April Limbo

Winter’s over or just more wishful thinking?

Dave Anderson | April 17, 2018

Green shoots; white snow.

April in northern New England is a fitful month, a season within a season.

It’s no longer winter and definitely not yet spring. It snowed overnight Tuesday. We’re accustomed to it, but it’s wearisome.

We

We’re living-in-limbo. From north to south, residents are waiting for the sun and a little more warmth. T-shirts and shorts may need to wait. It’s no wonder local television meteorologists are defensive or joking about needing a witness protection program. We know the reality that cold, damp weather is fair game in April. We’ve seen it snow in May. We may not like it, but it happens.

Mt Sunapee

Apres Ski

In the northern half of the state, winter is hanging tough: there’s ice on all the lakes and snow in woods. Brief hours of sunshine each week can’t compete with a brisk northwest wind. One consolation is recent storms tracked south of us and east out to sea due to cold air locked in over NH.

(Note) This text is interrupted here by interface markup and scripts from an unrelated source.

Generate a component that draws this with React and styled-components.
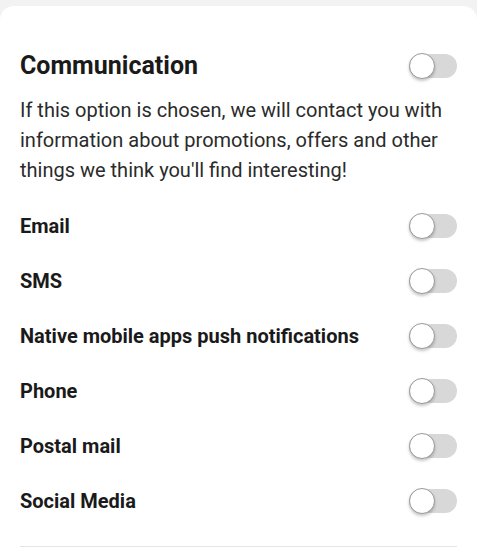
import React, { useState } from 'react'
import styled, { createGlobalStyle } from 'styled-components'

const GlobalStyle = createGlobalStyle`
    html, body {
        margin: 0;
        padding: 0;
        background: #f2f2f2;
        font-family: Roboto, "Liberation Sans", Arial, sans-serif;
        color: #1f1f1f;
    }
    * {
        box-sizing: border-box;
    }
`

const Card = styled.section`
    margin-top: 6px;
    background: #fff;
    border-radius: 14px 14px 0 0;
    padding: 45px 20px 0 20px;
    min-height: 560px;
`

const Header = styled.div`
    display: flex;
    align-items: center;
    justify-content: space-between;
    height: 30px;
`

const Title = styled.h2`
    margin: 0;
    font-size: 25px;
    font-weight: 700;
    line-height: 30px;
    color: #1a1a1a;
`

const Description = styled.p`
    margin: 14px 0 0 0;
    font-size: 20px;
    line-height: 30px;
    color: #2b2b2b;
`

const List = styled.ul`
    list-style: none;
    margin: 13px 0 0 0;
    padding: 0;
`

const Row = styled.li`
    display: flex;
    align-items: center;
    justify-content: space-between;
    height: 55px;
`

const Label = styled.span`
    font-size: 20px;
    font-weight: 700;
    color: #1a1a1a;
`

const Divider = styled.hr`
    margin: 18px 0 0 0;
    border: 0;
    border-top: 1px solid #e4e4e4;
`

const Track = styled.button`
    position: relative;
    width: 48px;
    height: 24px;
    padding: 0;
    border: 0;
    border-radius: 12px;
    background: ${props => (props.on ? '#9ccaf0' : '#d8d8d8')};
    cursor: pointer;
    flex-shrink: 0;
`

const Thumb = styled.span`
    position: absolute;
    top: -1px;
    left: ${props => (props.on ? '22px' : '0')};
    width: 26px;
    height: 26px;
    border-radius: 50%;
    background: #fff;
    border: 1px solid #9a9a9a;
    box-shadow: 0 2px 3px rgba(0, 0, 0, 0.22);
    transition: left 0.15s;
`

function Toggle({ label }) {
    const [on, setOn] = useState(false)
    return (
        <Track type="button" aria-label={label} aria-pressed={on} on={on ? 1 : 0} onClick={() => setOn(!on)}>
            <Thumb on={on ? 1 : 0} />
        </Track>
    )
}

const channels = [
    'Email',
    'SMS',
    'Native mobile apps push notifications',
    'Phone',
    'Postal mail',
    'Social Media',
]

export default function App() {
    return (
        <>
            <GlobalStyle />
            <Card>
                <Header>
                    <Title>Communication</Title>
                    <Toggle label="Communication" />
                </Header>
                <Description>
                    If this option is chosen, we will contact you with information about promotions, offers and other things we think you'll find interesting!
                </Description>
                <List>
                    {channels.map(c => (
                        <Row key={c}>
                            <Label>{c}</Label>
                            <Toggle label={c} />
                        </Row>
                    ))}
                </List>
                <Divider />
            </Card>
        </>
    )
}
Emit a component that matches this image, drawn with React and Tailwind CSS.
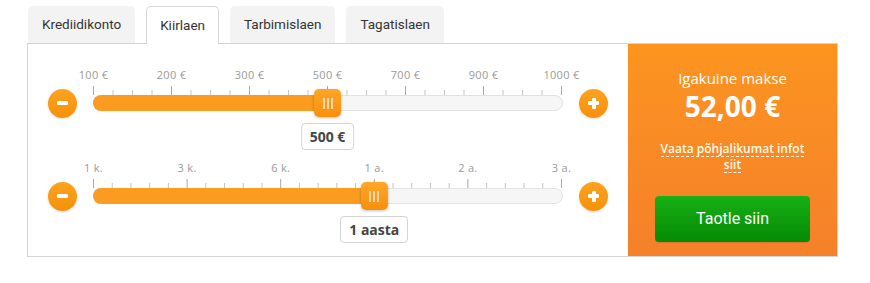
import React from "react";

const tabs = ["Krediidikonto", "Kiirlaen", "Tarbimislaen", "Tagatislaen"];

const amountSlider = {
  labels: ["100 €", "200 €", "300 €", "500 €", "700 €", "900 €", "1000 €"],
  minorPerMajor: 3,
  value: 0.5,
  valueLabel: "500 €",
};

const periodSlider = {
  labels: ["1 k.", "3 k.", "6 k.", "1 a.", "2 a.", "3 a."],
  minorPerMajor: 4,
  value: 0.6,
  valueLabel: "1 aasta",
};

const TRACK_W = 470;
const SPAN = 468;

function RoundButton({ plus }) {
  return (
    <button className="w-[29px] h-[29px] shrink-0 rounded-full bg-gradient-to-b from-[#fda21f] to-[#f59108] shadow-[0_1px_2px_rgba(0,0,0,0.15)] flex items-center justify-center relative">
      <span className="block w-[11px] h-[4px] bg-white rounded-[1px]" />
      {plus && (
        <span className="absolute block w-[4px] h-[11px] bg-white rounded-[1px]" />
      )}
    </button>
  );
}

function Ticks({ majors, minorPerMajor }) {
  const steps = (majors - 1) * (minorPerMajor + 1);
  const lines = [];
  for (let i = 0; i <= steps; i++) {
    const x = 0.5 + (SPAN * i) / steps;
    const major = i % (minorPerMajor + 1) === 0;
    lines.push(
      <line
        key={i}
        x1={x}
        x2={x}
        y1={major ? 0 : 4}
        y2={9}
        stroke={major ? "#a8a8a8" : "#c4c4c4"}
        strokeWidth="1"
      />
    );
  }
  return (
    <svg width={TRACK_W} height="9" className="block">
      {lines}
    </svg>
  );
}

function Slider({ labels, minorPerMajor, value, valueLabel }) {
  const pos = 0.5 + SPAN * value;

  return (
    <div className="flex flex-col">
      {/* scale labels */}
      <div className="ml-[65px] w-[470px] h-[14px] relative">
        {labels.map((l, i) => (
          <span
            key={l}
            className="absolute top-0 -translate-x-1/2 whitespace-nowrap text-[11px] leading-[14px] tracking-[0.3px] text-[#9a9a9a]"
            style={{ left: 0.5 + (SPAN * i) / (labels.length - 1) }}
          >
            {l}
          </span>
        ))}
      </div>

      {/* ticks */}
      <div className="ml-[65px] mt-[4px]">
        <Ticks majors={labels.length} minorPerMajor={minorPerMajor} />
      </div>

      {/* track row */}
      <div className="h-[16px] flex items-center pl-[20px] gap-[16px]">
        <RoundButton />
        <div className="w-[470px] h-[16px] shrink-0 relative rounded-full bg-[#f6f6f6] border border-[#e2e2e2]">
          <div
            className="absolute -left-px -top-px h-[16px] rounded-l-full bg-[#fb9b1f]"
            style={{ width: pos }}
          />
          <div
            className="absolute -top-[7px] w-[27px] h-[28px] rounded-[5px] bg-gradient-to-b from-[#ffa627] to-[#f78f0b] shadow-[0_1px_3px_rgba(0,0,0,0.25)] flex items-center justify-center gap-[2px]"
            style={{ left: pos - 14.5 }}
          >
            <span className="block w-[2px] h-[11px] bg-[#ffd6a6]" />
            <span className="block w-[2px] h-[11px] bg-[#ffd6a6]" />
            <span className="block w-[2px] h-[11px] bg-[#ffd6a6]" />
          </div>
        </div>
        <RoundButton plus />
      </div>

      {/* current value */}
      <div className="ml-[65px] w-[470px] h-[27px] mt-[12px] relative">
        <div
          className="absolute top-0 -translate-x-1/2 h-[27px] px-[8px] flex items-center rounded-[4px] border border-[#d3d3d3] bg-white text-[14px] font-bold text-[#454545] whitespace-nowrap"
          style={{ left: pos }}
        >
          {valueLabel}
        </div>
      </div>
    </div>
  );
}

export default function App() {
  return (
    <div className="bg-white w-[870px] h-[283px] pl-[27px] pt-[6px] font-['Open_Sans',sans-serif]">
      {/* Tabs */}
      <div className="flex gap-[11px] pl-px">
        {tabs.map((t, i) => (
          <div
            key={t}
            className={
              i === 1
                ? "h-[38px] -mb-px px-[13px] flex items-center rounded-t-[5px] bg-white border border-b-0 border-[#d6d6d6] text-[13.5px] text-[#333] font-['Roboto',sans-serif] relative z-10"
                : "h-[37px] px-[14px] flex items-center rounded-t-[5px] bg-[#f3f3f3] text-[13.5px] text-[#333] font-['Roboto',sans-serif]"
            }
          >
            {t}
          </div>
        ))}
      </div>

      {/* Calculator box */}
      <div className="w-[811px] h-[214px] border border-[#d4d4d4] flex">
        <div className="w-[600px] pt-[24px] flex flex-col gap-[11px]">
          <Slider {...amountSlider} />
          <Slider {...periodSlider} />
        </div>

        <div className="w-[209px] bg-gradient-to-b from-[#fc941f] to-[#f5802a] flex flex-col items-center text-white">
          <div className="mt-[24px] text-[15px] leading-[20px]">Igakuine makse</div>
          <div className="mt-[2px] text-[28px] leading-[32px] font-bold">52,00 €</div>
          <div className="mt-[20px] flex flex-col items-center gap-[1px] text-[12px] leading-[14px] font-semibold text-[#fffbea]">
            <span className="inline-block border-b border-dashed border-[#fffbea]">
              Vaata põhjalikumat infot
            </span>
            <span className="inline-block border-b border-dashed border-[#fffbea]">siit</span>
          </div>
          <button className="mt-[23px] w-[155px] h-[46px] rounded-[4px] bg-gradient-to-b from-[#17b015] to-[#058a05] text-white text-[16px] font-normal font-['Roboto',sans-serif] shadow-[0_1px_1px_rgba(0,0,0,0.1)]">
            Taotle siin
          </button>
        </div>
      </div>
    </div>
  );
}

The mountains appear well-poised for spring skiers but one annual cruel irony is that it isn’t lack of snow the closes ski areas, it is a lack of skier traffic. Neighbors living to our south see their lawns and put-up skis and snowboards in the garage and take down their fishing rods or golf clubs. The driving range grows more popular than spring skiing. It’s just human nature to push the calendar and it’s New Hampshire’s nature to be contrary. Cranky yankees. April weather limbo is the wellspring of yankee character.

Buckets to wash

Maple sugar season is over

We had a great year for maple sugaring. Perfect weather: an endless string of nights in the 20’s; days in the 40’s yielded a fabulous season! We doubled our family goal for syrup production and we ran out of wood before we ran out of sap. Last weekend, we pulled taps and began washing-up the evaporator, pans, buckets, tools, even the floor. Everything is sticky-sweet. It feels good to be done after seven consecutive weekends boiling sap.

Where the sun don’t shine

When overnight snow reappears in the yard and fields, it melts away before 10 a.m. We grow impatient with relict dirty snow piles remaining at the edge of the driveway where the snowplow dutifully built-up mountains. We help that snow to disappear by chopping at it and urging it to melt faster. “Go on now, git!” Snow is stubborn in patches of shade on the north side of shade-casting features: on the north side of a barn or dense hemlocks and where we piled it around the maple sap bulk tank for natural refrigeration back in January - back when snow was a welcome and exciting thing. Remember that?

Barn shadow snow

From beneath the dirty snow and silt, a flotsam of autumn and winter artifacts emerges, blinking in the bright sunlight: a sodden cardboard Jack-O-Lantern, a broken plastic snow shovel, bits of red velvet ribbon and pine cones wrapped with florist wire from the front door wreath. High winds ripped temporary tar paper off a shed roof and deposited it in a heap. Along frozen or muddy dirt roads, shiny new beer cans remain from long winter’s nights plowing snow or the lack of a statewide bottle bill to encourage recycling?

Wishing for Wheelbarrow

 

Little Miss Sunshine?

Here’s the duality to our April landscape: pastures, fields and lawns appear as tidy as a Scottish sheep pasture. But there’s also a seedy and weather-worn character: dirty snow, roadside trash, sway-backed barns and more paint peeled from gray clapboards after the long winter.  I can’t help but think we look a little gaunt ourselves.

We could use some warm sunshine and the pastel red, pink, yellow and green tinge of hardwood buds bursting open. Hey, I’ll be “Little Miss Sunshine” here: what follows includes tree pollen and allergies… then ticks, blackflies and mosquitoes.

Spring is such a fitful business. But it helps keep our rural population low.